WRITTEN INSTRUCTION: Extract each line containing the string "Tailwind".

## Start RECORDS TO USE

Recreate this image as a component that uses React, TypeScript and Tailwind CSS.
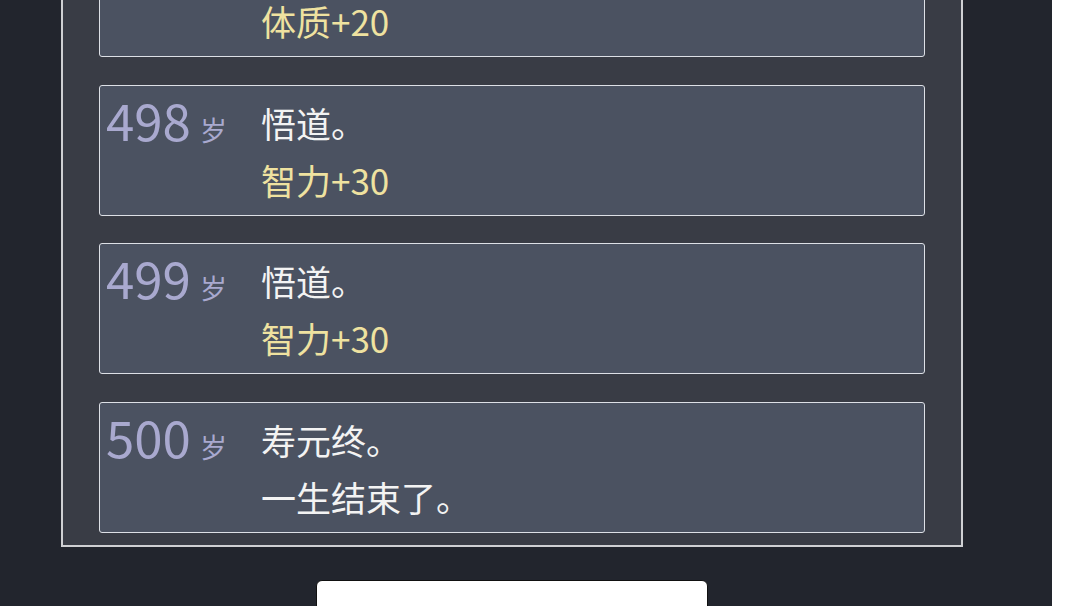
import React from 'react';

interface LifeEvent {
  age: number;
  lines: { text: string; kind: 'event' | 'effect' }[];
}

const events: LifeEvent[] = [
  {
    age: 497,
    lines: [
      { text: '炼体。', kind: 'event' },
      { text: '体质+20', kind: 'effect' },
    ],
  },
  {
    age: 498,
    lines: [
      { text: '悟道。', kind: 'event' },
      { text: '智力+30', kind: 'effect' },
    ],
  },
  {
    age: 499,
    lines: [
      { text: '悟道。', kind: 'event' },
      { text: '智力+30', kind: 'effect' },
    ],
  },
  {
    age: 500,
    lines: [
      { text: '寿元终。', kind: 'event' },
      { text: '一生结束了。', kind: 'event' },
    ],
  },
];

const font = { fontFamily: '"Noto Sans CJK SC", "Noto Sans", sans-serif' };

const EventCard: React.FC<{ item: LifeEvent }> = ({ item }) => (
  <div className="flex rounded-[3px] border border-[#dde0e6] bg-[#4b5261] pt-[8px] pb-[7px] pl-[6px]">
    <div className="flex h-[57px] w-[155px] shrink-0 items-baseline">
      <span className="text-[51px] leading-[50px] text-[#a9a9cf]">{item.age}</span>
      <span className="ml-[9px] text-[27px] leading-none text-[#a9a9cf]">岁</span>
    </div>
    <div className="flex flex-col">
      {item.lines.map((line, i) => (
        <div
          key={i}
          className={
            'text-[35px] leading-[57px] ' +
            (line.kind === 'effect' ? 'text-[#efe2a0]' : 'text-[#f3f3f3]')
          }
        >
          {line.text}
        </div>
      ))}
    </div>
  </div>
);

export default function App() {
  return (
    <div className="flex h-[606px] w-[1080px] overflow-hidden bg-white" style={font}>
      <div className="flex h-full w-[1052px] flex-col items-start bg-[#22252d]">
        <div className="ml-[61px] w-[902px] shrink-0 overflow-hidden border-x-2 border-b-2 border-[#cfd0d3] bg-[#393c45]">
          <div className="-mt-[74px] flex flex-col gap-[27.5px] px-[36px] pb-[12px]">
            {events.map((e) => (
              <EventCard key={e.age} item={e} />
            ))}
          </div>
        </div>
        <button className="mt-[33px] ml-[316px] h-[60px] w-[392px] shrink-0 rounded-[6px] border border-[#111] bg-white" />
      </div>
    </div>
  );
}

## End RECORDS TO USE
## Start RECORDS TO USE

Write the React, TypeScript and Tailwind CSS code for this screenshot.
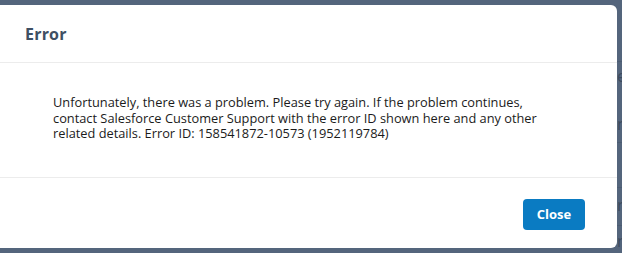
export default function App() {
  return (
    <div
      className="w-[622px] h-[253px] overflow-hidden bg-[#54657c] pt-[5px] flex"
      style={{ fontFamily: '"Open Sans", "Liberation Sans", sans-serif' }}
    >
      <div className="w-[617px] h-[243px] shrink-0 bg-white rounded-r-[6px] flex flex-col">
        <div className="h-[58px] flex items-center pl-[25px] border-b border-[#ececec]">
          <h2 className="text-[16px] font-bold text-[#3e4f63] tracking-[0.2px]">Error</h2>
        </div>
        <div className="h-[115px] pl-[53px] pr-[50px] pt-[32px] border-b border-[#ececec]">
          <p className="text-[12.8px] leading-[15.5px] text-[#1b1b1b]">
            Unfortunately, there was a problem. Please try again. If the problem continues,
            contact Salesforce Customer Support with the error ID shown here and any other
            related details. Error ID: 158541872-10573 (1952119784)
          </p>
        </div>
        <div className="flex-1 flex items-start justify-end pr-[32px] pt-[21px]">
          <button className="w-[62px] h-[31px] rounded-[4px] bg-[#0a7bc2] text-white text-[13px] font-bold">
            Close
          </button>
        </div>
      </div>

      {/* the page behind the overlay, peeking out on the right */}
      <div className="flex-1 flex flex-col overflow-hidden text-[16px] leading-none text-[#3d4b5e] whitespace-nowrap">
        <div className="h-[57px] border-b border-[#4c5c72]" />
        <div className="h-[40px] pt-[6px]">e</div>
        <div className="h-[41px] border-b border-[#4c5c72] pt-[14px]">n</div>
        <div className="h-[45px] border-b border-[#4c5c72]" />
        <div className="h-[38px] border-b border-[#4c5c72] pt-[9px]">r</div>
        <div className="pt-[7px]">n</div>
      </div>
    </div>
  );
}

## End RECORDS TO USE

ANSWER FOR THE TASK:
Recreate this image as a component that uses React, TypeScript and Tailwind CSS.
Write the React, TypeScript and Tailwind CSS code for this screenshot.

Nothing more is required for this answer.